» **Provided data**:
'''

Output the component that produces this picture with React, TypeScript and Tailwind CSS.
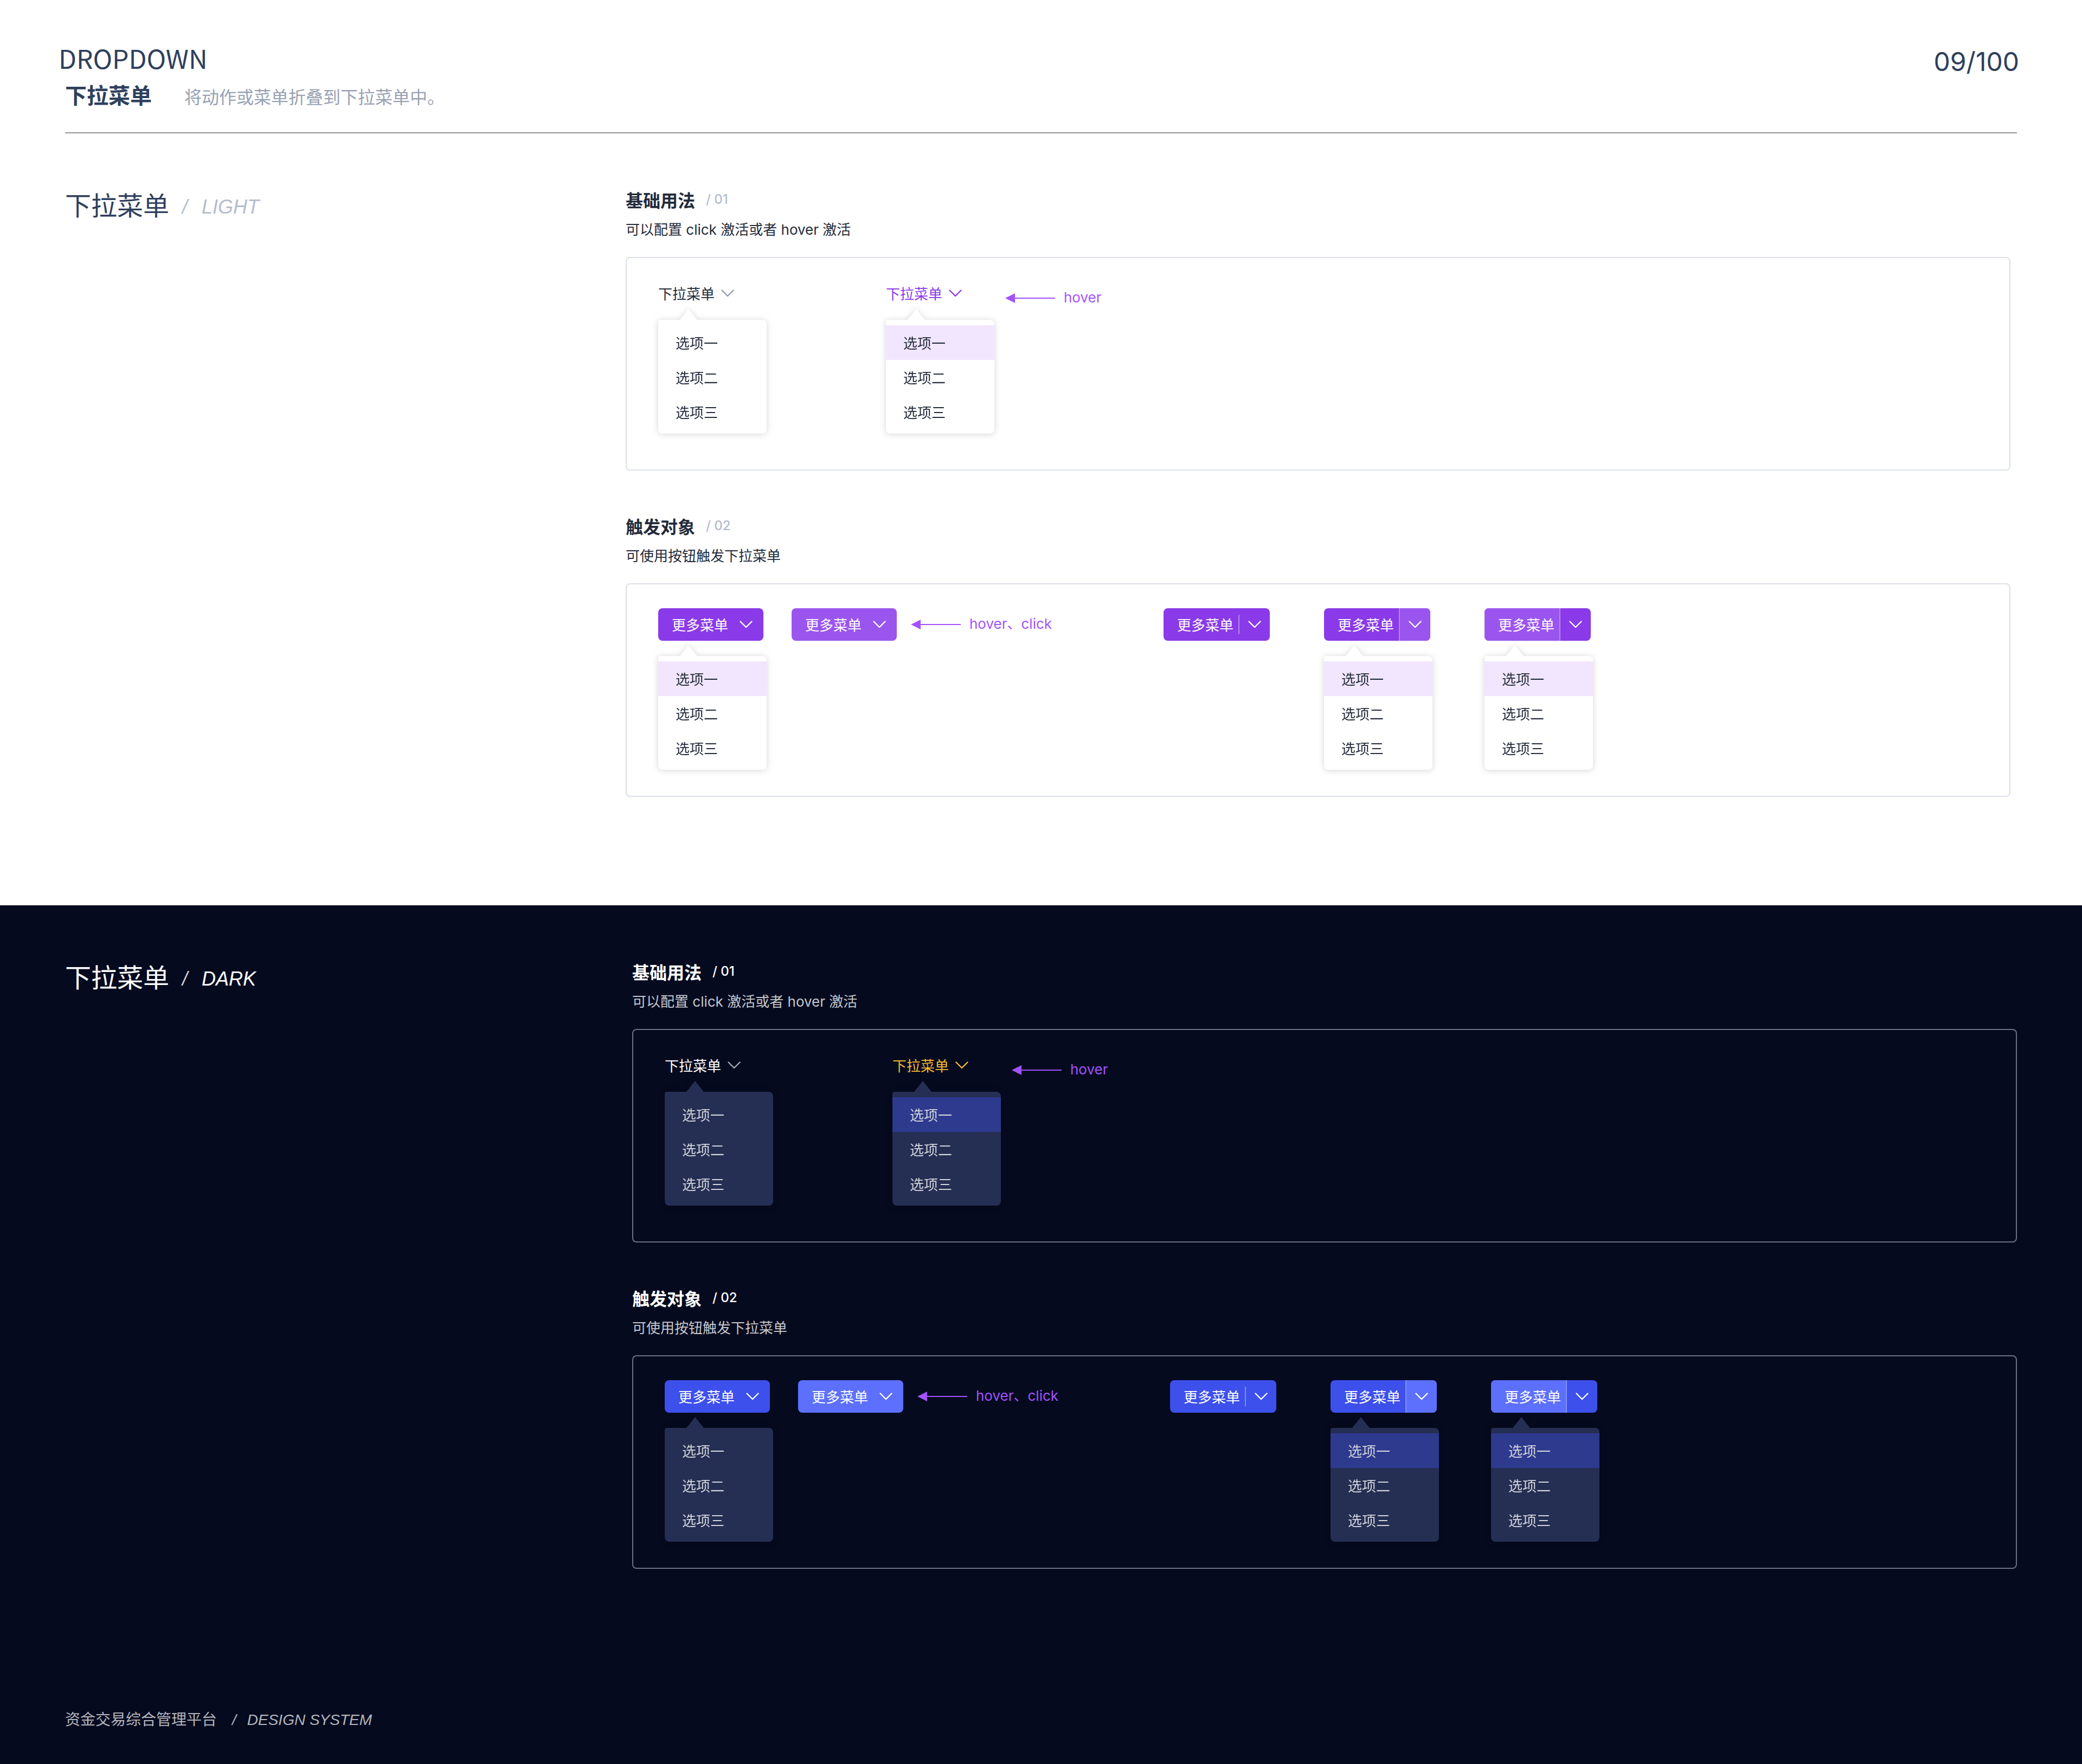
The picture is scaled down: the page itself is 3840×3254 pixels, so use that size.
import React from "react";

type Theme = {
  title: string;
  slash: string;
  mode: string;
  heading: string;
  index: string;
  desc: string;
  box: string;
  trigger: string;
  triggerIcon: string;
  active: string;
  menu: string;
  caret: string;
  item: string;
  itemActive: string;
  shadow: string;
  button: string;
  buttonHover: string;
  divider: string;
};

const light: Theme = {
  title: "text-[#2f405c]",
  slash: "text-[#b4bccc]",
  mode: "text-[#b4bccc]",
  heading: "text-[#232b3b]",
  index: "text-[#b4bccc]",
  desc: "text-[#232b3b]",
  box: "border-[#dcdfea]",
  trigger: "text-[#232b3b]",
  triggerIcon: "text-[#909aaa]",
  active: "text-[#8a3ae8]",
  menu: "bg-white",
  caret: "text-white",
  item: "text-[#232b3b]",
  itemActive: "bg-[#f2e6ff]",
  shadow: "drop-shadow-[0_1px_6px_rgba(0,0,0,0.17)]",
  button: "bg-[#8a3ae8]",
  buttonHover: "bg-[#9b55ef]",
  divider: "bg-[#b686f2]",
};

const dark: Theme = {
  title: "text-white",
  slash: "text-[#cdced2]",
  mode: "text-white",
  heading: "text-white",
  index: "text-white",
  desc: "text-[#c6c7cc]",
  box: "border-[#6d7080]",
  trigger: "text-white",
  triggerIcon: "text-[#a4a8b4]",
  active: "text-[#f5b82e]",
  menu: "bg-[#252e53]",
  caret: "text-[#252e53]",
  item: "text-[#d3d5dc]",
  itemActive: "bg-[#2e3a8e]",
  shadow: "drop-shadow-[0_1px_6px_rgba(0,0,0,0.3)]",
  button: "bg-[#3d50eb]",
  buttonHover: "bg-[#5d70fd]",
  divider: "bg-[#7f8ff8]",
};

function Chevron() {
  return (
    <svg className="h-3.5 w-6 shrink-0" viewBox="0 0 24 14" fill="none" stroke="currentColor" strokeWidth="2.4" strokeLinecap="round" strokeLinejoin="round" aria-hidden="true">
      <path d="M1.5 1.5L12 12 22.5 1.5" />
    </svg>
  );
}

function Note({ children }: { children: React.ReactNode }) {
  return (
    <div className="flex h-[58px] items-center gap-4 font-['Inter','Noto_Sans_CJK_SC',sans-serif] text-[26px] leading-10 whitespace-nowrap text-[#a352ff]">
      <svg className="h-6 w-[92px] shrink-0" viewBox="0 0 92 24" fill="currentColor" aria-hidden="true">
        <path d="M0 13l18-9v18z" />
        <path d="M16 12h76v2H16z" />
      </svg>
      <span>{children}</span>
    </div>
  );
}

function Menu({ t, highlight }: { t: Theme; highlight?: boolean }) {
  return (
    <div className={`relative mt-7 w-[200px] ${t.shadow}`}>
      <svg className={`absolute -top-5 left-10 h-[21px] w-8 ${t.caret}`} viewBox="0 0 32 21" fill="currentColor" aria-hidden="true">
        <path d="M16 0l16 20v1H0v-1z" />
      </svg>
      <ul className={`rounded-lg rounded-tl-sm pt-2.5 pb-2 ${t.menu}`}>
        {["选项一", "选项二", "选项三"].map((label, i) => (
          <li key={label}>
            <button type="button" className={`block h-16 w-full px-8 text-left text-[26px] leading-10 ${t.item} ${highlight && i === 0 ? t.itemActive : ""}`}>
              {label}
            </button>
          </li>
        ))}
      </ul>
    </div>
  );
}

function TextTrigger({ t, active }: { t: Theme; active?: boolean }) {
  return (
    <div className="w-[200px]">
      <button type="button" className={`flex h-[42px] items-center gap-3 text-[26px] leading-10 whitespace-nowrap ${active ? t.active : t.trigger}`}>
        下拉菜单
        <span className={active ? t.active : t.triggerIcon}>
          <Chevron />
        </span>
      </button>
      <Menu t={t} highlight={active} />
    </div>
  );
}

function MoreButton({ t, hover }: { t: Theme; hover?: boolean }) {
  return (
    <button type="button" className={`flex h-[60px] w-[194px] items-center justify-between rounded-lg pr-5 pl-[25px] text-[26px] leading-10 whitespace-nowrap text-white ${hover ? t.buttonHover : t.button}`}>
      更多菜单
      <Chevron />
    </button>
  );
}

function SplitButton({ t, hover }: { t: Theme; hover?: "label" | "arrow" }) {
  return (
    <div className={`flex h-[60px] w-[196px] items-center overflow-hidden rounded-lg text-[26px] leading-10 text-white ${t.button}`}>
      <button type="button" className={`h-full flex-1 pl-[25px] text-left whitespace-nowrap ${hover === "label" ? t.buttonHover : ""}`}>
        更多菜单
      </button>
      <span className={`w-0.5 ${t.divider} ${hover ? "h-full" : "h-9"}`} />
      <button type="button" aria-label="展开菜单" className={`flex h-full w-14 items-center justify-center ${hover === "arrow" ? t.buttonHover : ""}`}>
        <Chevron />
      </button>
    </div>
  );
}

function Example({ t, title, index, desc, children, box }: { t: Theme; title: string; index: string; desc: React.ReactNode; children: React.ReactNode; box: string }) {
  return (
    <section>
      <div className="flex h-10 items-center gap-5">
        <h3 className={`text-[32px] leading-10 font-bold ${t.heading}`}>{title}</h3>
        <span className={`font-['Inter',sans-serif] text-2xl leading-10 font-medium ${t.index}`}>/ {index}</span>
      </div>
      <p className={`mt-[18px] font-['Inter','Noto_Sans_CJK_SC',sans-serif] text-[26px] leading-9 ${t.desc}`}>{desc}</p>
      <div className={`mt-8 flex items-start rounded-lg border-2 pt-11 pl-[58px] ${box} ${t.box}`}>{children}</div>
    </section>
  );
}

function Showcase({ t, mode, columns, firstHighlighted }: { t: Theme; mode: string; columns: string; firstHighlighted?: boolean }) {
  return (
    <div className={`grid pt-[102px] pl-[120px] ${columns}`}>
      <h2 className={`flex h-14 items-center gap-6 text-5xl leading-[56px] ${t.title}`}>
        下拉菜单
        <span className="flex gap-[26px] pt-3 font-['Liberation_Sans',sans-serif] text-4xl italic">
          <span className={t.slash}>/</span>
          <span className={t.mode}>{mode}</span>
        </span>
      </h2>
      <div className="flex flex-col gap-[82px]">
        <Example t={t} title="基础用法" index="01" desc="可以配置 click 激活或者 hover 激活" box="pb-[66px]">
          <TextTrigger t={t} />
          <div className="ml-[220px]">
            <TextTrigger t={t} active />
          </div>
          <div className="ml-5">
            <Note>hover</Note>
          </div>
        </Example>
        <Example t={t} title="触发对象" index="02" desc="可使用按钮触发下拉菜单" box="pb-12">
          <div className="flex w-[932px] items-start">
            <div className="w-[200px]">
              <MoreButton t={t} />
              <Menu t={t} highlight={firstHighlighted} />
            </div>
            <div className="ml-[46px]">
              <MoreButton t={t} hover />
            </div>
            <div className="ml-[26px]">
              <Note>hover、click</Note>
            </div>
          </div>
          <div className="flex items-start gap-24">
            <div className="w-[200px]">
              <SplitButton t={t} />
            </div>
            <div className="w-[200px]">
              <SplitButton t={t} hover="arrow" />
              <Menu t={t} highlight />
            </div>
            <div className="w-[200px]">
              <SplitButton t={t} hover="label" />
              <Menu t={t} highlight />
            </div>
          </div>
        </Example>
      </div>
    </div>
  );
}

export default function App() {
  return (
    <div className="bg-white font-['Noto_Sans_CJK_SC',sans-serif]" lang="zh-CN">
      <header className="flex items-start justify-between pt-[78px] pr-[116px] pb-[42px] pl-[108px] text-[#2f405c]">
        <div>
          <h1 className="text-5xl leading-[56px]">DROPDOWN</h1>
          <div className="mt-3 flex h-14 items-baseline gap-[60px] pl-3">
            <span className="text-[40px] leading-[56px] font-bold">下拉菜单</span>
            <span className="text-[32px] leading-[56px] text-[#98a2b3]">将动作或菜单折叠到下拉菜单中。</span>
          </div>
        </div>
        <span className="mt-2 font-['Inter',sans-serif] text-5xl leading-[56px]">09/100</span>
      </header>
      <hr className="mx-[120px] border-t-2 border-[#979797]" />
      <main>
        <div className="pr-[132px] pb-[200px]">
          <Showcase t={light} mode="LIGHT" columns="grid-cols-[1034px_1fr]" firstHighlighted />
        </div>
        <div className="bg-[#050a1f] pr-[120px] pb-16">
          <Showcase t={dark} mode="DARK" columns="grid-cols-[1046px_1fr]" />
          <footer className="mt-64 flex h-10 items-baseline pl-[120px] text-[28px] leading-10 text-[#b4b6bc]">
            资金交易综合管理平台
            <span className="ml-7 font-['Liberation_Sans',sans-serif] italic">/</span>
            <span className="ml-5 font-['Liberation_Sans',sans-serif] italic">DESIGN SYSTEM</span>
          </footer>
        </div>
      </main>
    </div>
  );
}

'''

» **What is required**: Both the line with "The picture is" and the line with "import React from" belong in the answer; write them out exactly, with every line between.

» **In response**:
The picture is scaled down: the page itself is 3840×3254 pixels, so use that size.
import React from "react";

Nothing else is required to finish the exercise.